Unread postby diamondd » 4 Jun 12, 1:36 pm

yeah I don't think anyone is trying to argue that Linux is a perfectly viable option for everyone to jump to if they don't want to get Windows 8, but its definitely not the ugly **** child of an "ideal" OS it once was and for many applications is extremely useable.

in all honestly I can't even imagine not having a Windows machine in my life (lol) but at the same time I've been absolutely loving the new Ubuntu and gnome-shell on my laptop.

in fact, if someone brought the gnome-shell functionality over as a wrapper to my Windows creature comforts I'd be a very happy man.

the main thing I find though is for every one-click solution to a problem there might be in Windows there's another one that requires plenty of hoop-jumping and never quite gets me where I want to be anyway.
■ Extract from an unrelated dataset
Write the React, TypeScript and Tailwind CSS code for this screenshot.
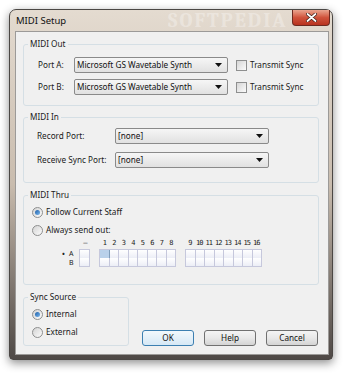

^I didn't mean you were making anything up, point is plenty of people don't have any issues at all and I think an unfortunate combination of hardware/your configuration is probably just as much at fault as any inadequacies of Linux. Linux powers servers the world over, it works better than anything else but it does take some configuring. Lets not forget that Ubuntu isn't really designed to be a server anyway, sure it provides the functionality but the main goal is to target the kind of people who are buying macbooks by the tonne these days. You might have more luck using a tool which better suits the job at hand.